Boxer Makes Abortion Rights An Issue In Senate Race
With her eye on voters sensitive to social issues, Democratic U.S. Sen. Barbara Boxer turned the conversation in her race for reelection squarely to the heated topic of abortion rights Thursday, lining up celebrities, advocacy groups and fellow legislators to help make the case that her Republican rival Carly Fiorina's stance is "a direct threat" to the rights of women in California and the nation (The Los Angeles Times).
Boxer Plays Abortion Card
Sen. Barbara Boxer returned on Thursday to a tried and tested campaign strategy by painting her opponent as an extreme anti-abortion conservative who is out of touch with California voters. The three-term Democrat used a rally at the Hollywood Roosevelt Hotel to claim that GOP nominee Carly Fiorina would become a sure Senate vote to overturn Roe v. Wade (Politico).
Breast Cancer Patients Struggle With Cost Of Treatment
Paying for treatment is among the top concerns many Americans have about a cancer diagnosis. Most people say they cannot afford the cost of cancer care not covered by insurance plans, according to a survey conducted last year for Community Oncology Alliance, a nonprofit organization of cancer treatment providers. Only 37 percent said they could afford paying an extra $1,000 a month; for $2,500 a month, the figure dropped to 16 percent (Chicago Tribune).
Hispanics Living Longer Than Whites, Blacks. But Why?
For the first time, the statisticians over at the Centers for Disease Control and Prevention figured out how to estimate the life expectancy of Hispanics in this country. And, it turns out, Hispanics born recently can expect to live longer than either whites or blacks (NPR).
CDC: 1 In 22 Blacks Will Get HIV
Health officials estimate that 1 in 22 black Americans will be diagnosed with the AIDS virus in their lifetime - more than twice the risk for Hispanics and eight times that of whites (USA Today).
F.D.A. Vows To Revoke Approval Of Device
The Food and Drug Administration said Thursday that it would rescind the approval of a patch for injured knees that it granted in error in 2008 after being unduly pressured by four New Jersey congressmen and its own commissioner (The New York Times).

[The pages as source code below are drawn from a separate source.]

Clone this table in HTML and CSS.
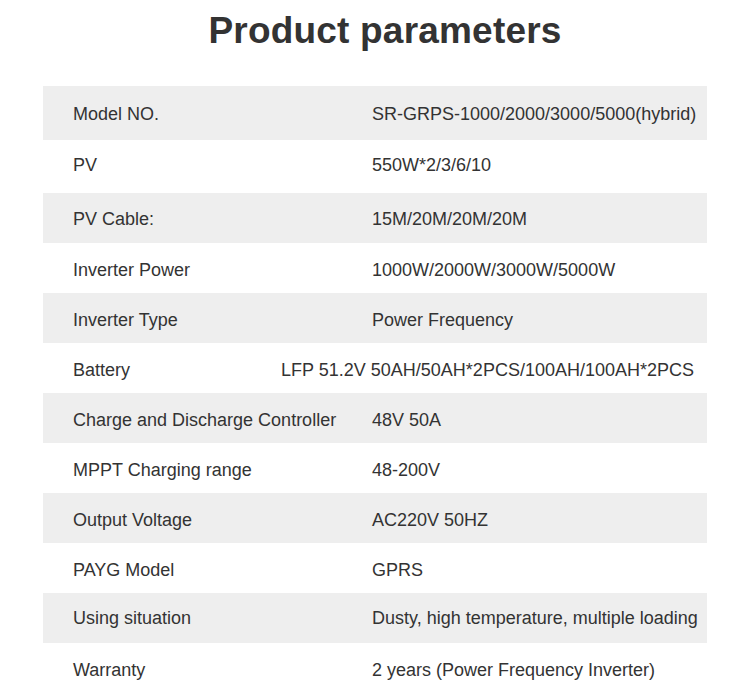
FILE: index.html
```html
<!DOCTYPE html>
<html lang="en">
<head>
<meta charset="utf-8">
<title>Product parameters</title>
<link rel="stylesheet" href="styles.css">
</head>
<body>
<main class="page">
  <h1 class="title">Product parameters</h1>
  <div class="table">
    <div class="row shade r1"><span class="label">Model NO.</span><span class="value">SR-GRPS-1000/2000/3000/5000(hybrid)</span></div>
    <div class="row r2"><span class="label">PV</span><span class="value">550W*2/3/6/10</span></div>
    <div class="row shade r3"><span class="label">PV Cable:</span><span class="value">15M/20M/20M/20M</span></div>
    <div class="row"><span class="label">Inverter Power</span><span class="value">1000W/2000W/3000W/5000W</span></div>
    <div class="row shade"><span class="label">Inverter Type</span><span class="value">Power Frequency</span></div>
    <div class="row wide"><span class="label">Battery</span><span class="value">LFP 51.2V 50AH/50AH*2PCS/100AH/100AH*2PCS</span></div>
    <div class="row shade"><span class="label">Charge and Discharge Controller</span><span class="value">48V 50A</span></div>
    <div class="row"><span class="label">MPPT Charging range</span><span class="value">48-200V</span></div>
    <div class="row shade"><span class="label">Output Voltage</span><span class="value">AC220V 50HZ</span></div>
    <div class="row"><span class="label">PAYG Model</span><span class="value">GPRS</span></div>
    <div class="row shade r11"><span class="label">Using situation</span><span class="value">Dusty, high temperature, multiple loading</span></div>
    <div class="row r12"><span class="label">Warranty</span><span class="value">2 years (Power Frequency Inverter)</span></div>
  </div>
</main>
</body>
</html>
```

FILE: styles.css
```css
* { box-sizing: border-box; }
html, body { margin: 0; padding: 0; background: #ffffff; }
body {
  font-family: "Liberation Sans", Arial, sans-serif;
  color: #333333;
  width: 750px;
  height: 699px;
  overflow: hidden;
}
.page { display: flex; flex-direction: column; align-items: center; }
.title {
  margin: 0;
  padding-top: 9px;
  padding-left: 20px;
  font-size: 37px;
  line-height: 44px;
  letter-spacing: 0.2px;
  font-weight: bold;
  color: #333333;
  text-align: center;
}
.table {
  margin-top: 33px;
  width: 664px;
  display: flex;
  flex-direction: column;
}
.row {
  display: flex;
  align-items: center;
  height: 50px;
  padding-left: 30px;
  padding-top: 4px;
  font-size: 18px;
  color: #333333;
}
.row.r1 { height: 54px; padding-top: 3px; }
.row.r2 { height: 53px; padding-top: 0; padding-bottom: 2px; }
.row.r3 { padding-top: 3px; }
.row.r11 { padding-top: 0; }
.row.r12 { height: 57px; padding-top: 0; padding-bottom: 2px; }
.shade { background: #eeeeee; }
.label { width: 299px; flex-shrink: 0; }
.value { white-space: nowrap; }
.row.wide .label { width: auto; }
.row.wide .value { margin-left: auto; padding-right: 13px; }
```
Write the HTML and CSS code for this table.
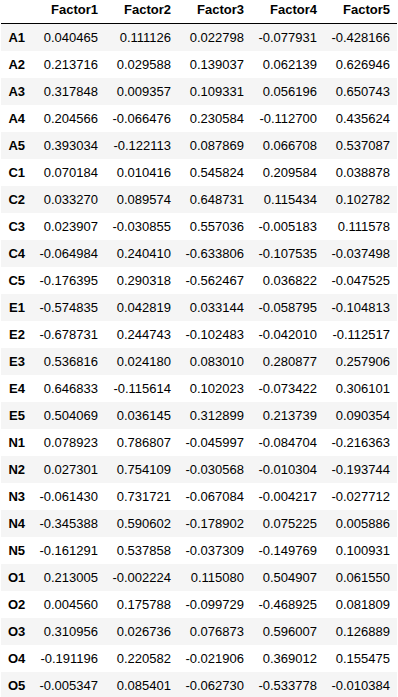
FILE: index.html
```html
<!DOCTYPE html>
<html>
<head>
<meta charset="utf-8">
<link rel="stylesheet" href="styles.css">
</head>
<body>
<table class="df">
<colgroup><col class="c-idx"><col class="c-num"><col class="c-num"><col class="c-num"><col class="c-num"><col class="c-num"></colgroup>
<thead>
<tr><th></th><th>Factor1</th><th>Factor2</th><th>Factor3</th><th>Factor4</th><th>Factor5</th></tr>
</thead>
<tbody>
<tr><th>A1</th><td>0.040465</td><td>0.111126</td><td>0.022798</td><td>-0.077931</td><td>-0.428166</td></tr>
<tr><th>A2</th><td>0.213716</td><td>0.029588</td><td>0.139037</td><td>0.062139</td><td>0.626946</td></tr>
<tr><th>A3</th><td>0.317848</td><td>0.009357</td><td>0.109331</td><td>0.056196</td><td>0.650743</td></tr>
<tr><th>A4</th><td>0.204566</td><td>-0.066476</td><td>0.230584</td><td>-0.112700</td><td>0.435624</td></tr>
<tr><th>A5</th><td>0.393034</td><td>-0.122113</td><td>0.087869</td><td>0.066708</td><td>0.537087</td></tr>
<tr><th>C1</th><td>0.070184</td><td>0.010416</td><td>0.545824</td><td>0.209584</td><td>0.038878</td></tr>
<tr><th>C2</th><td>0.033270</td><td>0.089574</td><td>0.648731</td><td>0.115434</td><td>0.102782</td></tr>
<tr><th>C3</th><td>0.023907</td><td>-0.030855</td><td>0.557036</td><td>-0.005183</td><td>0.111578</td></tr>
<tr><th>C4</th><td>-0.064984</td><td>0.240410</td><td>-0.633806</td><td>-0.107535</td><td>-0.037498</td></tr>
<tr><th>C5</th><td>-0.176395</td><td>0.290318</td><td>-0.562467</td><td>0.036822</td><td>-0.047525</td></tr>
<tr><th>E1</th><td>-0.574835</td><td>0.042819</td><td>0.033144</td><td>-0.058795</td><td>-0.104813</td></tr>
<tr><th>E2</th><td>-0.678731</td><td>0.244743</td><td>-0.102483</td><td>-0.042010</td><td>-0.112517</td></tr>
<tr><th>E3</th><td>0.536816</td><td>0.024180</td><td>0.083010</td><td>0.280877</td><td>0.257906</td></tr>
<tr><th>E4</th><td>0.646833</td><td>-0.115614</td><td>0.102023</td><td>-0.073422</td><td>0.306101</td></tr>
<tr><th>E5</th><td>0.504069</td><td>0.036145</td><td>0.312899</td><td>0.213739</td><td>0.090354</td></tr>
<tr><th>N1</th><td>0.078923</td><td>0.786807</td><td>-0.045997</td><td>-0.084704</td><td>-0.216363</td></tr>
<tr><th>N2</th><td>0.027301</td><td>0.754109</td><td>-0.030568</td><td>-0.010304</td><td>-0.193744</td></tr>
<tr><th>N3</th><td>-0.061430</td><td>0.731721</td><td>-0.067084</td><td>-0.004217</td><td>-0.027712</td></tr>
<tr><th>N4</th><td>-0.345388</td><td>0.590602</td><td>-0.178902</td><td>0.075225</td><td>0.005886</td></tr>
<tr><th>N5</th><td>-0.161291</td><td>0.537858</td><td>-0.037309</td><td>-0.149769</td><td>0.100931</td></tr>
<tr><th>O1</th><td>0.213005</td><td>-0.002224</td><td>0.115080</td><td>0.504907</td><td>0.061550</td></tr>
<tr><th>O2</th><td>0.004560</td><td>0.175788</td><td>-0.099729</td><td>-0.468925</td><td>0.081809</td></tr>
<tr><th>O3</th><td>0.310956</td><td>0.026736</td><td>0.076873</td><td>0.596007</td><td>0.126889</td></tr>
<tr><th>O4</th><td>-0.191196</td><td>0.220582</td><td>-0.021906</td><td>0.369012</td><td>0.155475</td></tr>
<tr><th>O5</th><td>-0.005347</td><td>0.085401</td><td>-0.062730</td><td>-0.533778</td><td>-0.010384</td></tr>
</tbody>
</table>
</body>
</html>
```
FILE: styles.css
```css
html, body {
  margin: 0;
  padding: 0;
  background: #ffffff;
}
body {
  font-family: "Liberation Sans", Arial, sans-serif;
  font-size: 13px;
  color: #000000;
  overflow: hidden;
}
.df {
  border-collapse: collapse;
  border-spacing: 0;
  table-layout: fixed;
  width: 396px;
  margin: -4px 0 0 1px;
}
.c-idx { width: 31px; }
.c-num { width: 73px; }
.df th,
.df td {
  padding: 6px 7px;
  line-height: 15px;
  text-align: right;
  vertical-align: middle;
  white-space: nowrap;
  border: none;
}
.df th {
  font-weight: bold;
}
.df thead th {
  border-bottom: 1px solid #000000;
}
.df tbody tr:nth-child(odd) {
  background: #f5f5f5;
}
```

FDA To Revoke Knee-Device Approval, Saying It Erred
The Food and Drug Administration on Thursday said it planned to revoke a medical-device company's right to sell a knee implant called Menaflex after an unprecedented yearlong review concluded the agency erred in allowing it on the market (The Wall Street Journal).
People Are Suing Hospitals For Malpractice More Frequently, Report Finds
The pace of malpractice claims against hospitals is picking up, according to a recent report from Aon Risk Solutions and the American Society for Healthcare Risk Management. Earlier in the decade, growth in the frequency of claims declined for several years in a row, down to a 1.81% increase for incidents occurring in 2006. The pace has now ticked up for the past three years, to 1.95% for incidents occurring last year, the report says (The Wall Street Journal).
CVS Will Pay Record Fine Over Sale Of Drug
The nation's largest pharmacy chain will pay a record fine for illegally selling large amounts of a key methamphetamine ingredient to criminal traffickers, a problem that prosecutors say led to a surge in production of the widely abused drug in California (Los Angeles Times).
Quinn Sinks Plan To Require Paid Sick Leave
New York City Council Speaker Christine Quinn scuttled an effort to require all employers in New York City to provide workers with paid sick leave, spurning her usual liberal allies to side with the business community (The Wall Street Journal).
Digital Records Spot Side Effects
Computerized patient records could be used to improve lax reporting of serious drug side effects, the results of a small study suggest (The Wall Street Journal).